Le 29 avril 1994 de VAZQUEZ MONTALBAN

vazquez Montalban

En 1994 pour fêter 30 ans d'histoire Le Nouvel Observateur a demandé à plus de 200 écrivains d'écrire leur journée du 29 avril 1994. Avec celle de Montalban nous allons retrouver... l'Italie et Rossana Rossanda. Un texte émouvant et rare car MVM n'est pas de nature a étaler son intimité. JPD

  Manuel VAZQUEZ MONTALBAN

Né en 1939 à Barcelone. Il commence à écrire dans les prisons franquistes. Auteur de recueils de poèmes et de nombreux romans, il est l'un des grands rénovateurs de la littérature contemporaine espagnole. Père du célèbre détective barcelonais Pepe Carvalho, antihéros gastrono-me et ironique de l'Espagne postfranquiste. Il reçoit le Grand Prix de la littérature policière en 1981 pour Marquises, si vos rivages (réédité sous le titre les Mers du Sud). Il a également publié Galindez (1990), un roman sur l'éthique de la résistance.

Dernier ouvrage paru : Moi, Franco (Seuil, 1994).

 

BARCELONE. Shiva veut que je me lève et la fasse sortir dans le jardin.
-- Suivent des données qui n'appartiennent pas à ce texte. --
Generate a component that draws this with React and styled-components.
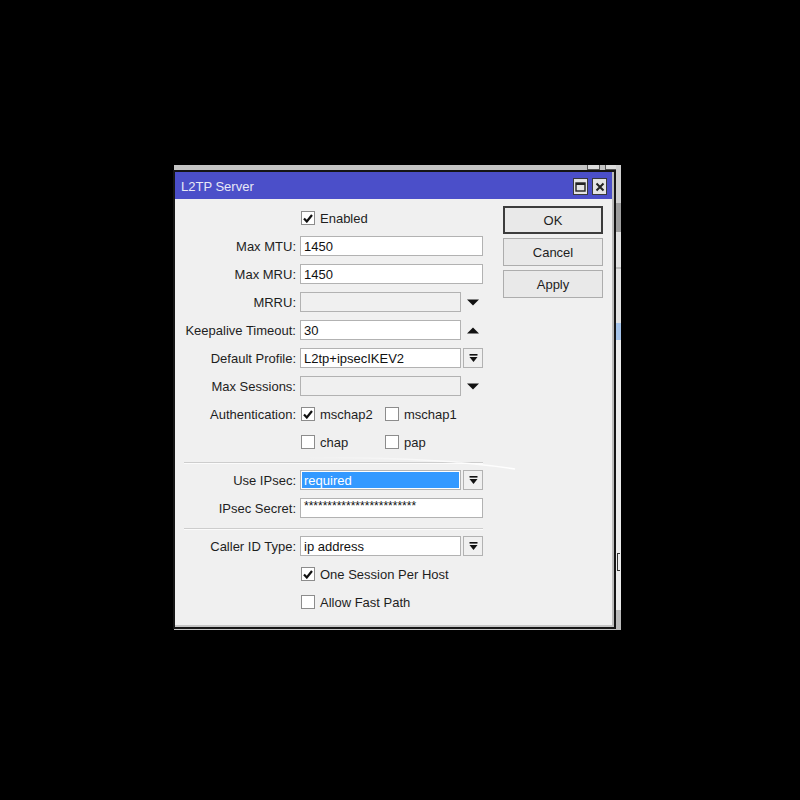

Elle s'est assise sur ses pattes de derrière, à la tête du lit, le regard braqué sur moi, jeune chienne labrador busterkeatonienne qui sait très bien qu'il est 7 heures du matin, heure que la radio donne en répétant la liste des corruptions avec laquelle l'Espagne ouvre l'œil et qui me réveille. Dans les poèmes de Garcia Lorca, la Garde civile avançait «... dans un tunnel de silence» pour casser du gitan. Aujourd'hui les crânes des gitans exterminés rigolent parce que le directeur général de la Garde civile a disparu dans la nature, acculé à la fuite par les accusations de prévarication et d'indélicatesse quant aux fonds réservés, boomerang de la raison d'Etat, qui, à la fin du XXe siècle, n'est plus que simple déraison. «Qu'ils aillent tous se faire foutre», me dis-je, mais qui, ils ? La radio parachève son inventaire qualitatif du plongeon de la crédibilité démocratique en Espagne et cite, outre la disparition de l'ancien directeur général de la Garde civile dans son tunnel de silence et de complicités, la mise sous les verrous, pour fraude fiscale, de l'ancien président de la Banque d'Espagne, par ailleurs soupçonné de trafic d'influence, et la mise en examen de hauts fonctionnaires et non des moindres, puisqu'on trouve parmi eux l'ancienne directrice générale du Bulletin officiel de l'Etat, qui s'est sucrée sur les prix du papier du livre sacré de l'Esprit de la Nation... La station qui récite cette litanie d'accusations contre le gouvernement socialiste fait partie du réseau qui appartient à l'Eglise et adopte un style «heavy» bien dans le ton des manières rockeuses du pontificat de Jean-Paul II. «Il est trop polonais...», me disait le cardinal Tarancon, instrument de Paul VI dans la défranquisation de l'Eglise espagnole, et il ajoutait : «Il s'imagine que le monde entier, c'est la Pologne. »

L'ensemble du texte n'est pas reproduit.